A leading Kiwi film and television producer believes the government's deal with Warner Bros is a good one.
John Barnett told TVNZ News at 8 that the deal was "terrific".
"Under the original scenario there would have been a 15% rebate, which would have been $75 million. So what the Prime Minister has done is negotiated a deal where another $US15 million... has also been put into the pot for Warners," Barnett said.
"But the trade-off is an enormous trade boost for New Zealand, a tourism boost. I think he's done a great deal."
Ministers signed the agreement at 7pm after two days of crisis talks with studio executives who wanted more money than the government was prepared to give, and sought assurances there was no possibility of legal disputes that could hold up production.
Prime Minister John Key then announced that The Hobbit movies have been saved for New Zealand.
"This will mean an additional rebate for The Hobbit movies of up to $US7.5 million dollars per picture, subject to the success of the movies," Key said.
The agreement will also see labour law changes pushed through Parliament tomorrow.
The $670 million movies will be directed by Sir Peter Jackson, and Key said tonight a long-term partnership had been achieved for New Zealand's $2.8 billion film industry.
He said he was satisfied with the outcome.

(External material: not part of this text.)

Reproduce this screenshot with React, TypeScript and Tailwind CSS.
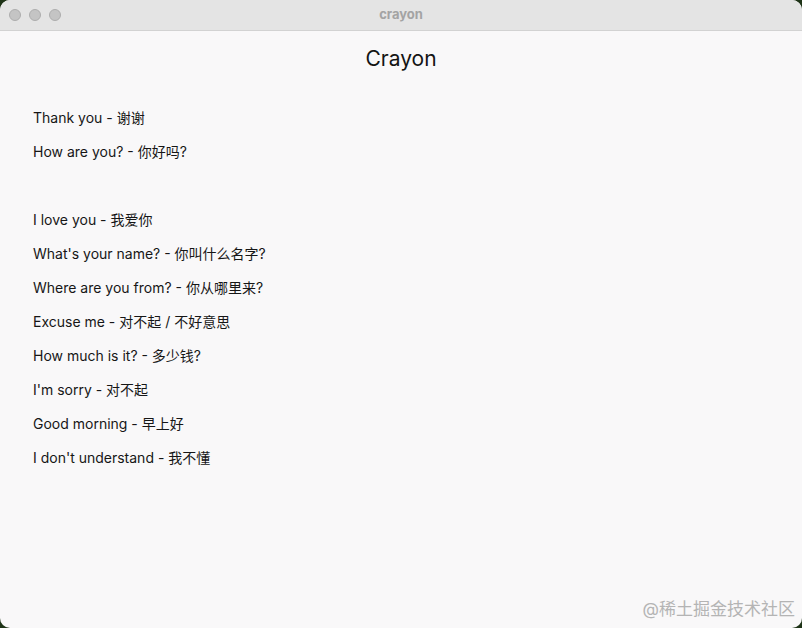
import React from 'react';

const phrases: string[] = [
  'Thank you - 谢谢',
  'How are you? - 你好吗?',
  '',
  'I love you - 我爱你',
  "What's your name? - 你叫什么名字?",
  'Where are you from? - 你从哪里来?',
  'Excuse me - 对不起 / 不好意思',
  'How much is it? - 多少钱?',
  "I'm sorry - 对不起",
  'Good morning - 早上好',
  "I don't understand - 我不懂",
];

export default function App() {
  return (
    <div className="w-[802px] h-[628px] bg-[#1e3317] overflow-hidden">
      <div
        className="relative w-full h-full rounded-[10px] overflow-hidden bg-[#f9f8f9] flex flex-col"
        style={{ fontFamily: 'Inter, "Noto Sans CJK SC", sans-serif' }}
      >
        {/* title bar */}
        <div className="relative h-[31px] shrink-0 bg-[#e4e4e4] border-b border-[#d2d2d2] flex items-center">
          <div className="flex gap-[8px] pl-[9px]">
            <span className="w-[12px] h-[12px] rounded-full bg-[#c4c4c4] border border-[#adadad]" />
            <span className="w-[12px] h-[12px] rounded-full bg-[#c4c4c4] border border-[#adadad]" />
            <span className="w-[12px] h-[12px] rounded-full bg-[#c4c4c4] border border-[#adadad]" />
          </div>
          <div className="absolute inset-0 flex items-center justify-center text-[13px] font-bold text-[#a3a3a3]">
            crayon
          </div>
        </div>

        {/* content */}
        <div className="flex flex-col">
          <h1 className="mt-[14px] h-[28px] leading-[28px] text-center text-[21px] text-[#141414]">Crayon</h1>
          <ul className="mt-[27px] pl-[33px] flex flex-col">
            {phrases.map((p, i) => (
              <li key={i} className="h-[34px] flex items-center text-[14px] text-[#161616]">
                {p}
              </li>
            ))}
          </ul>
        </div>

        <div className="absolute right-[7px] bottom-[6px] text-[17px] text-[#b4b4b4]">@稀土掘金技术社区</div>
      </div>
    </div>
  );
}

"I'm delighted we have achieved this result. Making the two movies here will not only safeguard work for thousands of New Zealanders but will also allow us to follow the success of the Lord of the Rings trilogy in once again promoting New Zealand on the world stage."
Part of the arrangement will see new legislation introduced to clarify the distinction between independent contractors and employees. The bill will go through Parliament under urgency, and Key said he already had enough support to ensure it was passed.
Key said the law change would relate "only to the film production industry. It is this clarification that will guarantee the movies are made in New Zealand.
"We will be moving to ensure that New Zealand law in this area is settled to give film producers like Warner Brothers the confidence they need to produce their movies in New Zealand.
"This is commercial reality," Key said. "Without this change, those movies would not be made in New Zealand."
Sweeteners and pay-offs
Key also announced a sweetener aimed at making it more attractive for other production companies, along with Warners, to film in New Zealand.
"The government has moved to widen the qualifying criteria for the large-budget screen production fund, to improve New Zealand's competitiveness as a film destination for large-budget films like The Hobbit."
He added that the government and Warner Bros have agreed to work
together in a long-term strategic partnership to promote New
Zealand as both a film production and tourism destination.
But that will come at a cost.
"The government will offset $US10 million of Warners marketing costs as part of the strategic partnership. This will include working with Sir Peter Jackson on the development of appropriately themed material that will promote New Zealand as a tourism destination," Key said.
"It is envisaged that this material will be included on all DVDs and digital products likely to reach tens of millions of international consumers. In addition to this, the government will be working with Time Warner as a strategic partner to promote New Zealand across their stable of media outlets."
Better money elsewhere?
Key said Warner Brothers argued for more than the $20 million tax rebate - $US7.5 million per picture - which is on top of the standard 15% that big movies get.
"They could have held out for a lot more, I made it clear we had reached our limit," he said.
"We've done the business... there are bigger bucks overseas but they wanted to make the movies here."
Barnett told TVNZ at 8 that was true.
"He's right because Ireland has 28%, someone else offered 30% and we couldn't just match that. In fact in the US some of the states are offering well over 40%," Barnett said.
"On top of that you've got to admit that Peter Jackson is an enormous pull for this picture - Warners want Peter to be happy, they want the project to take place here, they want to use the facilities that Peter's built at Weta Workshop.
"In the end it's actually cheaper to make it here than other places, not because of the labour but because there is stability and because the infrastructure exists and because we're good at that we do," Barnett said.
Key said he hadn't spoken to Sir Peter since the deal was made "but I'm sure he's going to be a very happy camper tonight".